Achieving these benefits entails a reassessment of regulation on competition in the logistics sector, states the OECD, across five main subsectors of the market: freight transportation, including transport by road, inland waterway, and maritime; freight forwarding; warehousing; small-package delivery services; and value-added services. In the Assessment Reviews report, OECD lists these key sector recommendations:
- Remove restrictive provisions setting quotas on the number of permits for cross-border road freight transport and replace with a license system. Licensing criteria should be clearly defined in the international agreement or implementing laws or regulations. Alternatively, assess market need and demand every one to three years, and consider increasing the number of licenses that can be issued.
- Avoid limitations on the number of authorized road freight transport carriers. Market-access requirements—such as professional competency or technical conditions for vehicles—should be clearly laid down in the law.
- Review regulations or provisions that limit the areas in which road freight transport licensees can operate, so that they can provide their services without any geographic restrictions. Furthermore, review regulations or provisions that limit firms’ fleet size, by restricting new-vehicle registrations or imposing a minimum or maximum number of vehicles, while maintaining provisions that pursue a legitimate policy objective (such as safety or environmental protection).
- Ensure that regulations imposing safety requirements and roadworthiness inspections on road freight transport licensees are clear and proportionate to the pursued policy goal and do not generate excessive costs.
- Open the domestic shipping market to Asean competition by lifting the ban on Asean vessels carrying domestic cargo.
- Remove excessive licensing requirements for domestic shipping, such as vessel ownership, economic-needs tests and the submission of business plans.
- When selecting port or terminal operators and port service providers, use open tender processes rather than direct negotiation. Adopt best practices for tender processes and concessions.
- Ensure clear separation between the regulatory and operational functions of port authorities to avoid real or perceived conflicts of interest.
- Only allow the regulation of maximum prices, not minimum prices, in cases where competition is limited. Maximum prices should be regularly revised to ensure they are in line with market dynamics and provide the necessary incentives for innovation and investment.

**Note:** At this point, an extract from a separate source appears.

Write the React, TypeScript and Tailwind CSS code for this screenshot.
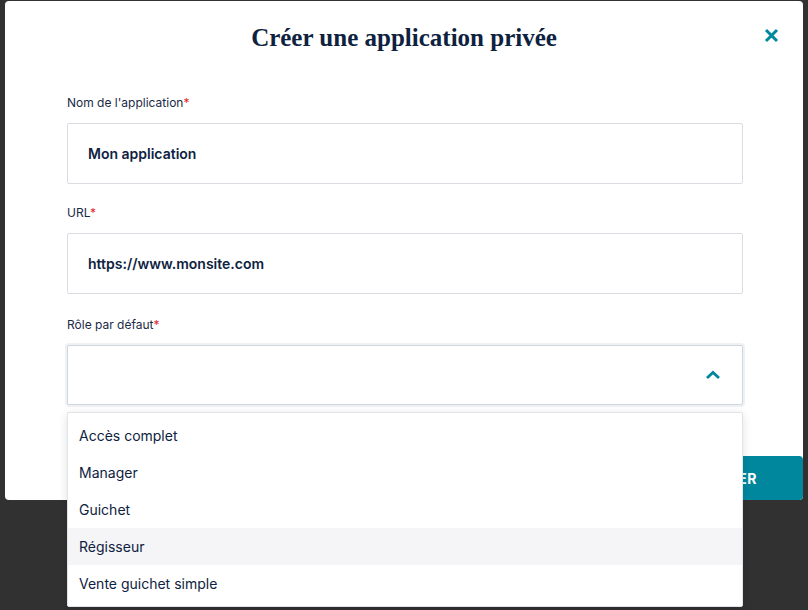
import React from "react";

const items = ["Accès complet", "Manager", "Guichet", "Régisseur", "Vente guichet simple"];

function Label({ text }: { text: string }) {
  return (
    <div className="text-[12px] leading-4 text-[#1b2a45] mb-3">
      {text}
      <span className="text-[#e5242b]">*</span>
    </div>
  );
}

export default function App() {
  return (
    <div
      className="w-[808px] h-[610px] bg-[#313131] pt-[1px] pl-[5px] overflow-hidden"
      style={{ fontFamily: "Inter, 'Noto Sans', sans-serif" }}
    >
      <div className="relative w-[798px] h-[499px] bg-white rounded-[4px] flex flex-col">
        <div className="relative h-[72px] flex items-center justify-center">
          <h1
            className="text-[25px] font-bold text-[#0e2240] leading-none"
            style={{ fontFamily: "'Liberation Serif', serif" }}
          >
            Créer une application privée
          </h1>
          <button className="absolute left-[759px] top-[27px] w-[15px] h-[15px]">
            <svg viewBox="0 0 15 15" width="15" height="15">
              <path d="M2 2 L13 13 M13 2 L2 13" stroke="#00889f" strokeWidth="3" strokeLinecap="butt" />
            </svg>
          </button>
        </div>
        <div className="pl-[62px] pr-[60px] pt-[22px] flex flex-col">
          <Label text="Nom de l'application" />
          <div className="h-[61px] border border-[#d9dde2] rounded-[2px] flex items-center pl-[20px] text-[14px] font-semibold text-[#0e2240]">
            Mon application
          </div>
          <div className="mt-[21px]">
            <Label text="URL" />
          </div>
          <div className="h-[61px] border border-[#d9dde2] rounded-[2px] flex items-center pl-[20px] text-[14px] font-semibold text-[#0e2240]">
            https://www.monsite.com
          </div>
          <div className="mt-[23px]">
            <Label text="Rôle par défaut" />
          </div>
          <div className="relative">
            <div className="h-[60px] border border-[#cfd6dd] rounded-[2px] shadow-[0_0_0_2px_#eef2f5] flex items-center justify-end pr-[21px]">
              <svg viewBox="0 0 16 10" width="16" height="10">
                <path d="M2 8 L8 2.5 L14 8" stroke="#00879e" strokeWidth="2.8" fill="none" />
              </svg>
            </div>
            <div className="absolute z-10 left-0 right-0 top-[67px] bg-white border border-[#e1e4e8] rounded-[2px] shadow-[0_2px_10px_rgba(0,0,0,0.12)] py-[4px]">
              {items.map((it, i) => (
                <div
                  key={it}
                  className={`h-[37px] flex items-center pl-[11px] text-[14px] text-[#0e2240] ${i === 3 ? "bg-[#f5f4f7]" : ""}`}
                >
                  {it}
                </div>
              ))}
            </div>
          </div>
        </div>
        <div className="mt-auto flex justify-end">
          <button className="h-[44px] px-[46px] bg-[#00879e] rounded-[4px] text-white text-[14px] font-bold tracking-[0.5px]">
            CRÉER
          </button>
        </div>
      </div>
    </div>
  );
}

- Implement planned railway sector reform and initiate regulatory reforms that can foster competition in freight transport services by railway. This could involve some form of separation between infrastructure management and rail freight transport service operations.
- Legislate the requirement to grant third-party access to railway infrastructure to ensure access for new entrants on transparent and non-discriminatory terms. In order to make this requirement effective, ensure that the regulator or the relevant ministerial department has broad powers to intervene in the market, for example, allow it to set and enforce access charges and conditions.
The Neutrality Reviews report also examined the effects of state-owned enterprises on competition in the bloc’s small-package delivery market. This market segment is a critical part of the logistics industry due to its role in the rapid expansion of e-commerce, whose growth has been dramatically accelerated by COVID-19, says the OECD.
The two reports are part of the OECD’s “Fostering Competition in Asean” project, a partnership between the OECD and Asean, supported by the UK Government’s Asean Economic Reform Program. It reviews regulatory constraints on competition in all 10 Asean member-states to identify regulations that hinder the efficient functioning of markets and may unlevel the playing field to the disadvantage of businesses and consumers.